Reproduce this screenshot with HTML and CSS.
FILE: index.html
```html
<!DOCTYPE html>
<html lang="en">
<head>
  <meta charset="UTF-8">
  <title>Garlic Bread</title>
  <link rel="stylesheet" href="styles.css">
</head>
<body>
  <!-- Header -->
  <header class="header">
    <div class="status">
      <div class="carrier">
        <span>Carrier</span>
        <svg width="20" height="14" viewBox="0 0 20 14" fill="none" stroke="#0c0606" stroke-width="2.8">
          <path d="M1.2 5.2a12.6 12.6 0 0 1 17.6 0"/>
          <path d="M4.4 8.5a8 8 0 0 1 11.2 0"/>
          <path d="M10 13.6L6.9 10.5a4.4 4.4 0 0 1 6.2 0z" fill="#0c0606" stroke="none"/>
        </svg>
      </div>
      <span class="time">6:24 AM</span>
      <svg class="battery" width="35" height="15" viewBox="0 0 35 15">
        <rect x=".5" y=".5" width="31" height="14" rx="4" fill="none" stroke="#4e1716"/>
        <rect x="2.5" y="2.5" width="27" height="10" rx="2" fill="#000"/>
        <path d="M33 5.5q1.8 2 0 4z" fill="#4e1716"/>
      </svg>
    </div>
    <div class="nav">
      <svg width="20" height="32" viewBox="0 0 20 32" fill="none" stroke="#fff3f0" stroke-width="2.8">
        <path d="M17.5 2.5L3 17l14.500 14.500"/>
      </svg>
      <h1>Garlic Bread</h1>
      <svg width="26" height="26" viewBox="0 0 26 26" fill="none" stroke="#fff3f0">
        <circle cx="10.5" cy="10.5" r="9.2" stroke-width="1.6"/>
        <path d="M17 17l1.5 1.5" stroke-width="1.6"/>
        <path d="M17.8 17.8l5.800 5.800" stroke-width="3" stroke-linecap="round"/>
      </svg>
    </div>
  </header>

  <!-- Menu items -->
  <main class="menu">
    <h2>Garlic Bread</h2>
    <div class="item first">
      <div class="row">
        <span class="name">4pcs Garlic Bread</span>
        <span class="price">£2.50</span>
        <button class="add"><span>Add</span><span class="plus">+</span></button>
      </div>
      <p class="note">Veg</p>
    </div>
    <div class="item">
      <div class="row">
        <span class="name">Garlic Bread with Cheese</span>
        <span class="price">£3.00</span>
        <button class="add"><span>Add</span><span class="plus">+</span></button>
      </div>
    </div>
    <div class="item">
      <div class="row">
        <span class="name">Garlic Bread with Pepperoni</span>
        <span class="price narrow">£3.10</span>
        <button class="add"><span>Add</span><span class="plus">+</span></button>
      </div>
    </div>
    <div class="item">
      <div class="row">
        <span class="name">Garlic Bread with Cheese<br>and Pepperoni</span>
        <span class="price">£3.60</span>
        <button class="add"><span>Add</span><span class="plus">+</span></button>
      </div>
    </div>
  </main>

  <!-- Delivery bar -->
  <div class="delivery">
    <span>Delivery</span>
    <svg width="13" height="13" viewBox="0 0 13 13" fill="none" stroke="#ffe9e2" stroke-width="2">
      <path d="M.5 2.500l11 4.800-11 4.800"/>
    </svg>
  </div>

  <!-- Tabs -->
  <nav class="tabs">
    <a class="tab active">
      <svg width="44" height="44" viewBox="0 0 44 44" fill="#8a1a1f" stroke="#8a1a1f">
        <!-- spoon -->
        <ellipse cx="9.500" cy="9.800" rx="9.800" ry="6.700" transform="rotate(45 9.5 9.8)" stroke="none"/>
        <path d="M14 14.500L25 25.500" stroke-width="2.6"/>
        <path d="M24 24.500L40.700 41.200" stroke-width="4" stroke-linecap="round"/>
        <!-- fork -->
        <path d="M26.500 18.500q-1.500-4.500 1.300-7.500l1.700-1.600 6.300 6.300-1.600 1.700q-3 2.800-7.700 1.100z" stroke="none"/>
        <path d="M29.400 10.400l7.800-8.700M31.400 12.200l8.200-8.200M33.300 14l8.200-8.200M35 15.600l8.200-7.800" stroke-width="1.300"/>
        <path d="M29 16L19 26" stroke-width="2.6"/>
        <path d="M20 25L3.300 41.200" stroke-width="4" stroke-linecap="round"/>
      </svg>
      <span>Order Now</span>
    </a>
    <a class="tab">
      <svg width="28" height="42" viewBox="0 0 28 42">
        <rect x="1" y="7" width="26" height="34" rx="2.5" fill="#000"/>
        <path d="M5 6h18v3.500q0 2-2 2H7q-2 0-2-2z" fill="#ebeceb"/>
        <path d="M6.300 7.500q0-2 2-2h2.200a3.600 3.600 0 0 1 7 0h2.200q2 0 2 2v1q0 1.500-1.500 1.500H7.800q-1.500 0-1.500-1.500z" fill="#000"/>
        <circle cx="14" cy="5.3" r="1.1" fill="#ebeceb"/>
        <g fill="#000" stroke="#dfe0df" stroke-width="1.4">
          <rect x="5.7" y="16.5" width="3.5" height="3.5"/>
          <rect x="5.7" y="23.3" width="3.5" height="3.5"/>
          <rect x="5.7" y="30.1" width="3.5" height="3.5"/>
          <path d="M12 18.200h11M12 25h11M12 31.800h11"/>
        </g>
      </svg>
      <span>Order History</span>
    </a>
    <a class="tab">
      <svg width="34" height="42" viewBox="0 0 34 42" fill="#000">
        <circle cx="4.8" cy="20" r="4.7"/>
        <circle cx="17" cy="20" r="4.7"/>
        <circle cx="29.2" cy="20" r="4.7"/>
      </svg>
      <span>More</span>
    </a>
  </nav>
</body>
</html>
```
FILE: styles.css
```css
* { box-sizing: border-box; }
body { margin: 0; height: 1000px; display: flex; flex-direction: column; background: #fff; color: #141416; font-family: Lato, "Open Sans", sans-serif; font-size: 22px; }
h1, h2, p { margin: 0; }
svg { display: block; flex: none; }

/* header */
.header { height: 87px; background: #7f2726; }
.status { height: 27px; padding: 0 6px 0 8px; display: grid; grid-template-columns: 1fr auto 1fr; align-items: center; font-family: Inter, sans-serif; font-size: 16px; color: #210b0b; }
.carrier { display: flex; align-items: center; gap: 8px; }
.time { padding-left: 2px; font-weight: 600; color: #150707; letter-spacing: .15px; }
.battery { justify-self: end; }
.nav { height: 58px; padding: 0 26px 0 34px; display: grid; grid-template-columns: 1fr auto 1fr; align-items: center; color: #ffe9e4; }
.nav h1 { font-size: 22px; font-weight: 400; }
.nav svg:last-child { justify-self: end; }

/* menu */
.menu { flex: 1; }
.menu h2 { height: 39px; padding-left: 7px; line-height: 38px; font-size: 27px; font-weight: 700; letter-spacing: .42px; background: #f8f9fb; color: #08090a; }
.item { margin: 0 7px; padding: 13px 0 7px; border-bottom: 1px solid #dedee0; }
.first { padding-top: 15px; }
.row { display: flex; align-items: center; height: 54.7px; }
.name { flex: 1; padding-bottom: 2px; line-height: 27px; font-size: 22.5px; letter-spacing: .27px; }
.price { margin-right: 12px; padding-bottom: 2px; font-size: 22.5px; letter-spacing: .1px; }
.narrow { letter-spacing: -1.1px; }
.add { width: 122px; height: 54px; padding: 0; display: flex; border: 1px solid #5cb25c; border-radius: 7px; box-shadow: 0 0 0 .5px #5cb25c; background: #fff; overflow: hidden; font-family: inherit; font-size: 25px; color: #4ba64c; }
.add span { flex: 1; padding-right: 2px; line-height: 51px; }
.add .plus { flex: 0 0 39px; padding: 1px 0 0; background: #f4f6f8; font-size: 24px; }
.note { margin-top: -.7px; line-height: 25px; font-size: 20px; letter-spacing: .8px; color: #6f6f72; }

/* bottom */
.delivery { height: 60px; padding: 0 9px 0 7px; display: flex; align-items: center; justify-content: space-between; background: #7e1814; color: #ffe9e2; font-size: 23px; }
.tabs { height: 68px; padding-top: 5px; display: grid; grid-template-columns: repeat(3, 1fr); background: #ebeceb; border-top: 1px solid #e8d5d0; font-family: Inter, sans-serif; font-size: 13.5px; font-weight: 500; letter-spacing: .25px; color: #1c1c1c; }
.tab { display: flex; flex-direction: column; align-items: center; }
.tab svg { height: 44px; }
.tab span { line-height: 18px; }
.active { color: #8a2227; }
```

# # # #

# WHAT IS EXPECTED
All lines of the data above that include the word "with" must be shown.

# SOLVED PROBLEM
Reproduce this screenshot with HTML and CSS.
        <span class="name">Garlic Bread with Cheese</span>
        <span class="name">Garlic Bread with Pepperoni</span>
        <span class="name">Garlic Bread with Cheese<br>and Pepperoni</span>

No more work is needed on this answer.